Interest and concern

Mary was 17 years old when Maria met her that first evening at Ballynahinch. She sat at the far end of the sofa with her legs on it, and her head back. Maria described her as if she was taking notes for a character in a coming novel. Mary had very fair hair and complexion, ‘a perfect head’, which reminded Maria of a Leonardo Da Vinci painting. ‘She spoke fluent French, which she had learned from a French officer’, but had, Maria observed, a barrack-room accent.**

Mary had clearly read prodigiously: ‘She had read all the poetry of Sir Walter Scott, and ‘all of Byron that was fit for a young lady to read’. She had been carefully sheltered from the fact ‘that the poet was not a perfectly moral man’. She recited reams of poetry she had by heart ‘so fast and oddly in such a Connemara accent, and words so fluid running one into the other, that at first I could not guess what language it was.’

She understood Latin, Greek and Hebrew, and had studied engineering with Alexander Nimmo, who stayed with the Martins during his road-building from Galway through Oughterard, and from Ballynahinch to the coast at Clifden. He shared the physical challenges of the project with her.

Maria found her both excessively proud and shy, and rather humourless; ‘but she had grown up with all the Martin concern for their tenants.
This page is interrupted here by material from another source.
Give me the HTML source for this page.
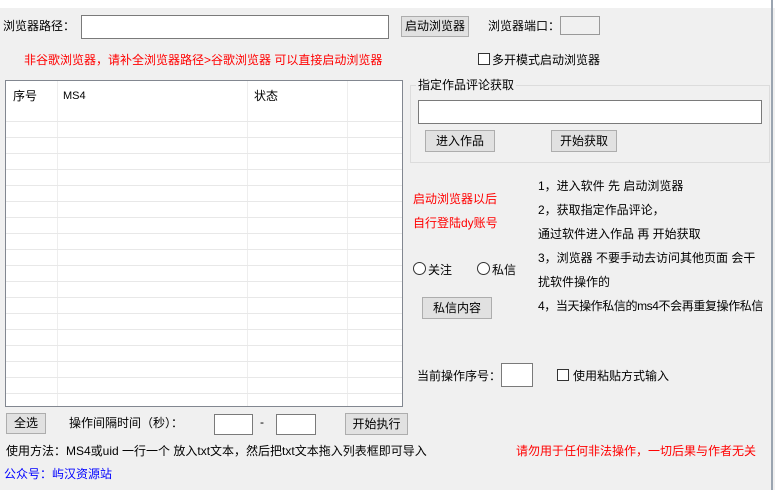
<!DOCTYPE html><html><head><meta charset="utf-8"><style>
body{margin:0;width:775px;height:490px;background:#f0f0f0;position:relative;overflow:hidden;font-family:"Liberation Sans","Noto Sans CJK SC",sans-serif;font-size:12px;color:#000}
.a{position:absolute;white-space:nowrap;line-height:14px}
.inp{position:absolute;background:#fff;border:1px solid #7a7a7a;box-sizing:border-box}
.btn{position:absolute;background:#e1e1e1;border:1px solid #adadad;box-sizing:border-box;text-align:center;font-size:12px}
.red{color:#f00}
.cb{position:absolute;width:12px;height:12px;border:1px solid #333;background:#fff;box-sizing:border-box}
.rb{position:absolute;width:13px;height:13px;border:1px solid #333;border-radius:50%;background:#fff;box-sizing:border-box}
</style></head><body>
<div style="position:absolute;left:0;top:0;width:775px;height:8px;background:#fff"></div>
<div style="position:absolute;left:771px;top:0;width:2px;height:490px;background:#9aa4b0"></div>
<div class="a" style="left:3px;top:19px">浏览器路径：</div>
<div class="inp" style="left:81px;top:15px;width:308px;height:24px"></div>
<div class="btn" style="left:401px;top:16px;width:68px;height:21px;line-height:19px">启动浏览器</div>
<div class="a" style="left:488px;top:19px">浏览器端口：</div>
<div class="inp" style="left:560px;top:16px;width:40px;height:19px;background:#f0f0f0;border-color:#999"></div>
<div class="a red" style="left:24px;top:53px">非谷歌浏览器，请补全浏览器路径&gt;谷歌浏览器 可以直接启动浏览器</div>
<div class="cb" style="left:478px;top:53px"></div>
<div class="a" style="left:492px;top:53px">多开模式启动浏览器</div>

<div style="position:absolute;left:5px;top:80px;width:398px;height:327px;border:1px solid #828790;background:#fff;box-sizing:border-box;overflow:hidden">
<div class="a" style="left:7px;top:8px">序号</div>
<div class="a" style="left:57px;top:8px;font-size:11px">MS4</div>
<div class="a" style="left:248px;top:8px">状态</div>
<div style="position:absolute;left:51px;top:0;width:1px;height:330px;background:#eee"></div>
<div style="position:absolute;left:241px;top:0;width:1px;height:330px;background:#eee"></div>
<div style="position:absolute;left:341px;top:0;width:1px;height:330px;background:#eee"></div>
<div style="position:absolute;left:0;top:40px;width:400px;height:290px;background:repeating-linear-gradient(to bottom,#e8e8e8 0,#e8e8e8 1px,transparent 1px,transparent 16px)"></div>
</div>

<div style="position:absolute;left:410px;top:85px;width:360px;height:78px;border:1px solid #dcdcdc;box-sizing:border-box"></div>
<div class="a" style="left:416px;top:78px;background:#f0f0f0;padding:0 2px">指定作品评论获取</div>
<div class="inp" style="left:418px;top:100px;width:344px;height:24px"></div>
<div class="btn" style="left:425px;top:130px;width:70px;height:22px;line-height:20px">进入作品</div>
<div class="btn" style="left:551px;top:130px;width:66px;height:22px;line-height:20px">开始获取</div>

<div class="a red" style="left:413px;top:192px">启动浏览器以后</div>
<div class="a red" style="left:413px;top:216px">自行登陆dy账号</div>
<div class="a" style="left:538px;top:179px">1，进入软件 先 启动浏览器</div>
<div class="a" style="left:538px;top:203px">2，获取指定作品评论，</div>
<div class="a" style="left:538px;top:227px">通过软件进入作品 再 开始获取</div>
<div class="a" style="left:538px;top:251px">3，浏览器 不要手动去访问其他页面 会干</div>
<div class="a" style="left:538px;top:275px">扰软件操作的</div>
<div class="a" style="left:538px;top:299px;letter-spacing:-0.4px">4，当天操作私信的ms4不会再重复操作私信</div>
<div class="rb" style="left:413px;top:262px"></div>
<div class="a" style="left:428px;top:263px">关注</div>
<div class="rb" style="left:477px;top:262px"></div>
<div class="a" style="left:492px;top:263px">私信</div>
<div class="btn" style="left:422px;top:297px;width:70px;height:22px;line-height:20px">私信内容</div>
<div class="a" style="left:417px;top:369px">当前操作序号：</div>
<div class="inp" style="left:501px;top:363px;width:32px;height:24px"></div>
<div class="cb" style="left:557px;top:369px"></div>
<div class="a" style="left:573px;top:369px">使用粘贴方式输入</div>

<div class="btn" style="left:6px;top:413px;width:40px;height:21px;line-height:19px">全选</div>
<div class="a" style="left:69px;top:416px">操作间隔时间（秒）：</div>
<div class="inp" style="left:214px;top:414px;width:39px;height:21px"></div>
<div class="a" style="left:260px;top:415px">-</div>
<div class="inp" style="left:276px;top:414px;width:40px;height:21px"></div>
<div class="btn" style="left:345px;top:413px;width:63px;height:22px;line-height:20px">开始执行</div>
<div class="a" style="left:6px;top:444px">使用方法：MS4或uid 一行一个 放入txt文本，然后把txt文本拖入列表框即可导入</div>
<div class="a red" style="left:516px;top:444px">请勿用于任何非法操作，一切后果与作者无关</div>
<div class="a" style="left:4px;top:467px;color:#00f">公众号：屿汉资源站</div>
</body></html>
She did not want to live anywhere else but at Ballinahinch, and was something of a paragon, being beautiful, elegant, intelligent and benevolent’.

Maria Edgeworth found her to be ‘one of the most extraordinary persons’ she had ever met. They became close friends, and corresponded with each other. Maria followed her career with interest and concern.***

Mary’s inheritance, however, which would come sooner that she ever imagined, was to prove to be disastrous for the legendary Martins of Ballynahinch.

Next week: Mary ‘comes out’ in London, she is pursued by two Polish nobles; and the start of the Great Famine.

NOTES: * Obviously disappointed by the breaking of the entail, young Richard Martin emigrated to Canada, where he built a house by the Grand River, Ontario, named after Derryclare Lough, with its beautiful Pine Island. The numerous descendants of the Derryclare Martins are the present keepers of the Martin flame.

** Perhaps typical of the liberality of the Martin household that although Thomas Martin had fought with Wellington in Spain against the French, it had given shelter to an exiled Bonapartist officer who taught Mary both his language and his adulation of the Emperor.

*** Maria Edgeworth and her companions were forced to remain at Ballinahinch for three weeks owing to the illness of Lady Culling Smith, during which a doctor was sent for ‘over the bogs’ to Oughterard. Maria was overwhelmed by the kindness and hospitality of the Martins. Once Lady Culling Smith was well enough to continue the holiday, they visited Kylemore and stayed with the Blakes at Renvyle, then back to Killary, Leenane, Delphi and Westport, and finally home.

Maria was a prolific letter writer and her observations of the Martin household and their holiday are contained in her letter to the youngest of her seven brothers Michael Pakenham Edgeworth.

The Martin interlude was published separately by Constable and Co. 1950, edited by Harold Edgeworth Butler. Other sources this week include Connemara - Listening to the Wind, by Tim Robinson, published by Penguin Ireland 2006.